Kondisi ini menghambat regenerasi tradisi lisan. Padahal, generasi muda adalah tumpuan pelestarian tradisi lisan. Jika tradisi lisan hilang, hilang pula identitas serta kearifan lokal masyarakat di tempat tertentu.
Pudentia mengatakan, kehilangan tradisi lisan sama dengan kehilangan ensiklopedia komunitas dari suatu tempat. Kehilangan itu tidak bisa digantikan dengan apa pun.
Di sisi lain, peluang untuk melestarikan tradisi lisan terbuka dengan dukungan pemerintah. Pada Pekan Kebudayaan Nasional 2021, Presiden Joko Widodo menyatakan bahwa tantangan negara saat ini, seperti pandemi dan bencana, bisa diatasi dengan kearifan lokal. Misalnya, jamu dikonsumsi nenek moyang untuk menjaga kesehatan dan menyembuhkan penyakit.
”Kita harus secara arif menghargai kebudayaan dan peradaban kita,” ujar Presiden. ”Selain pengembangan dan pemanfaatan (kebudayaan), pelestarian menjadi kunci untuk kemajuan Indonesia,” kata Presiden (Kompas.id, 20/11/2021).
Tradisi lisan di beberapa daerah pun berisi pengetahuan untuk menghalau penyakit, baik dalam bentuk dongeng maupun ritual. Beberapa di antaranya adalah warga Desa Cimulang, Jawa Barat; serta masyarakat adat Osing di Banyuwangi, Jawa Timur.

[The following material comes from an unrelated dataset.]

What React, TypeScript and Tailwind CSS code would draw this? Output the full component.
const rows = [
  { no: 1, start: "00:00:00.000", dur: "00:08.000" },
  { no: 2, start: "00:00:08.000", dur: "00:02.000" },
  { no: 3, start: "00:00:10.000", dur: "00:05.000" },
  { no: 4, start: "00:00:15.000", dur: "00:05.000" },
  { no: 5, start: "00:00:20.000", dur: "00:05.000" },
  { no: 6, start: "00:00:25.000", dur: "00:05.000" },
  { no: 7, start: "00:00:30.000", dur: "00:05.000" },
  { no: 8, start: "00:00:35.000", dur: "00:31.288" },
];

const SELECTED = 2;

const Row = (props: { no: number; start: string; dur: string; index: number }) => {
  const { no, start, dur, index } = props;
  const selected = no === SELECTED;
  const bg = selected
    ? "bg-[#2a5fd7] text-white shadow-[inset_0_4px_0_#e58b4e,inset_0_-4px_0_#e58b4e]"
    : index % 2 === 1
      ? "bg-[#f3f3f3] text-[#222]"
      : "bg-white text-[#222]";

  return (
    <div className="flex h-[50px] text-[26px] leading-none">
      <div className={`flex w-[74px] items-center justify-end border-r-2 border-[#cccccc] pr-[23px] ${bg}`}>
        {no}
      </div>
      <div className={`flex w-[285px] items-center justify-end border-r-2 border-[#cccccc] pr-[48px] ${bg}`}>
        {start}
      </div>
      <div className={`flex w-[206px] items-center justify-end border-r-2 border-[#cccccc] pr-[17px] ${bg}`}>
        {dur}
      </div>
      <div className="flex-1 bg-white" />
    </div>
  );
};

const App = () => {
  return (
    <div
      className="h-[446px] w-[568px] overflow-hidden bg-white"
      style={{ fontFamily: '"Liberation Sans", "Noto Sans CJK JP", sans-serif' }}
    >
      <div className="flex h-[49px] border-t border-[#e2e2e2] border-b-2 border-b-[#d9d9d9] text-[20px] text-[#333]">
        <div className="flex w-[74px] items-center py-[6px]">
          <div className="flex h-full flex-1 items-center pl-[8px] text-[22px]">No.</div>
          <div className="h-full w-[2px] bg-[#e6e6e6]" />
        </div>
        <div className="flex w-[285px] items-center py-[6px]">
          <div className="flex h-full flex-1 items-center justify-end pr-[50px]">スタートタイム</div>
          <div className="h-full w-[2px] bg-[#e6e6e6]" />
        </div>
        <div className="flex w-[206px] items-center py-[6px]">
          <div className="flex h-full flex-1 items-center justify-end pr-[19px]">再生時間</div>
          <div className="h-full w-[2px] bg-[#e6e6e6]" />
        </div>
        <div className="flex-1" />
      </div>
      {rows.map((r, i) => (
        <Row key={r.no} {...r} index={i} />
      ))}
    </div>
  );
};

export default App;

Ada pula tradisi lisan untuk perawatan ibu hamil dan bayi di Jawa Barat. Tradisi itu dilakukan paraji, orang yang membantu ibu dari kehamilan, persalinan, hingga setelah persalinan. Bantuan diberikan antara lain dengan membaca doa, memijat, memberi ramuan, dan menjaga ibu hamil dari gangguan roh halus.
”Paraji itu bukan dukun,” kata Mutiarani, peneliti paraji sekaligus dosen di Universitas Muhammadiyah Jakarta. ”Mereka membaca doa dari ajaran agama Islam. Mereka juga dekat dengan alam dan menyarankan ibu makan dari alam, seperti kacang-kacangan dan buah. Ini (paraji) baik sekali dipertahankan karena bisa disandingkan dengan ilmu sains,” ujarnya.
Direktur Jenderal Kebudayaan Kemendikbudristek Hilmar Farid menambahkan, teknologi memberikan peluang baru untuk mempertahankan dan mengembangkan tradisi lisan. Namun, hal ini perlu disertai dengan pemahaman atas risiko dan tantangan penggunaan teknologi.
Saya yakin bahwa dengan kolaborasi yang erat dan sinergi di antara semua peserta, kita dapat memperkuat keberlangsungan tradisi lisan dan komunitasnya serta mewujudkan kesejahteraan dan keselarasan lingkungan,” kata Hilmar melalui keterangan tertulis.